If I have a gripe about Young Justice, all three seasons so far, it's that the Light (the ironically shadowy evil organization) has a lot of plans they're working on, and big event everything is supposedly building to, but after three seasons we still don't really understand their end goal. That have to be building to something, but what or how or why is still obscured from us. That leaves us with a lot of things happening this season -- Brion and the meta-teens, distress on Forager's home world, the evil Granny Goode and her plans for the Mother Boxes, and something called the Anti-Life Equation -- but not enough focus on any of them to really let us know what the heck is truly going on. Things happen, people fight, villains are defeated, but the Light takes it all in stride as if its all part of their plan.

I hate it when villains have shadowy plans that don't get explained, and I hate it more when somehow everything the heroes do fits into the plans of the villains, as if they somehow anticipated it. The heroes need to accomplish something otherwise what's the point of what we're watching. And if the point is to see them fail then we need to know what the plan is so we can understand how it all fits together and why the heroes failed. Otherwise it's' just keeping things shadowy so the villains can cheat, and that's not good storytelling.

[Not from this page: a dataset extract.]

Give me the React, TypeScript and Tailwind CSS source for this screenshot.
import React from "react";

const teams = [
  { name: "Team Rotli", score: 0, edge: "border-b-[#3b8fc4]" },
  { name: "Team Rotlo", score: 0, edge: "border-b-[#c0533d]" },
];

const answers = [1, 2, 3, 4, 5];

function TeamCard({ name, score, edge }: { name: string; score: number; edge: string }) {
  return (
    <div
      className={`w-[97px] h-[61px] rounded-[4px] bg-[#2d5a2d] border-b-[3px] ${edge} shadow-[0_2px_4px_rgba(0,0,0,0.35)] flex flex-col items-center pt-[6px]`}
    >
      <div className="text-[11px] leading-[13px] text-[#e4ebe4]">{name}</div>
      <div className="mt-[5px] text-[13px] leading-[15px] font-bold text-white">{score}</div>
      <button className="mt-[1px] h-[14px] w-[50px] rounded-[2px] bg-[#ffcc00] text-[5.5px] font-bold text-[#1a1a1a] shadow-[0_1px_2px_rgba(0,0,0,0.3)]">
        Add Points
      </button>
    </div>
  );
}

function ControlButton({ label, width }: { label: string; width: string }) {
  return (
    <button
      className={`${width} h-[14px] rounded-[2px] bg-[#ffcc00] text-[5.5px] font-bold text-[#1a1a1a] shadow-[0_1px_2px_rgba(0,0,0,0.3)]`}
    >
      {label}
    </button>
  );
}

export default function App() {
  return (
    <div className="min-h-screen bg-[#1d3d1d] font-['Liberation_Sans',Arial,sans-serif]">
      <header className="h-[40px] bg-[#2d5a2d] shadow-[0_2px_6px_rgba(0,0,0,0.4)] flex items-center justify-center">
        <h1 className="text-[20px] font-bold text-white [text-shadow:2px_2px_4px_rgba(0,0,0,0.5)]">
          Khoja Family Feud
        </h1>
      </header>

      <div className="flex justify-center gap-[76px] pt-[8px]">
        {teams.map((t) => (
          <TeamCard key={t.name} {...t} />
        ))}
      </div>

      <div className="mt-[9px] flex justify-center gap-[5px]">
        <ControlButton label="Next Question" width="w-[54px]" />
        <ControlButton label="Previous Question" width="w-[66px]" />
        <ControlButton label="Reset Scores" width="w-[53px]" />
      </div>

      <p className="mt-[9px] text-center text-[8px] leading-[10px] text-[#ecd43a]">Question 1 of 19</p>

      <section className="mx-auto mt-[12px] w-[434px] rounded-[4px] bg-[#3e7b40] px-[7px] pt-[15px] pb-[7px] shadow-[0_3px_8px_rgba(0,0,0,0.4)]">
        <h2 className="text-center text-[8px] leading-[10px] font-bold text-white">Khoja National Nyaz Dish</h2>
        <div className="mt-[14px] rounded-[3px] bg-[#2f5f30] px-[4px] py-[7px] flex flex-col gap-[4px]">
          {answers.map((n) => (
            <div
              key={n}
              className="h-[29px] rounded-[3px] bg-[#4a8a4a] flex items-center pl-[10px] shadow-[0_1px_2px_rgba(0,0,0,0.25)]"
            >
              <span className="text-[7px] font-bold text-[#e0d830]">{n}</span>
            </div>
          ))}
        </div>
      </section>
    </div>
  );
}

I liked a lot of third season of Young Justice -- the characters, the humor, and warm moments between friends. Even the action was great, with plenty of solid superhero moments to go around. Three seasons in, though, the villains finally need to reveal what they're truly up to. The show hasn't gotten to the point where I'd stop watching it if things don't get revealed, but it is bothering me that everything is starting to feel drawn out simply for the sake of keeping everything a mystery. With a fourth season planned I need a solid story with clear goals paired up with the characters I enjoy so much. There's room for improvement here now that the series has shaken off the dust, and I hope they're able pull it all together in season four.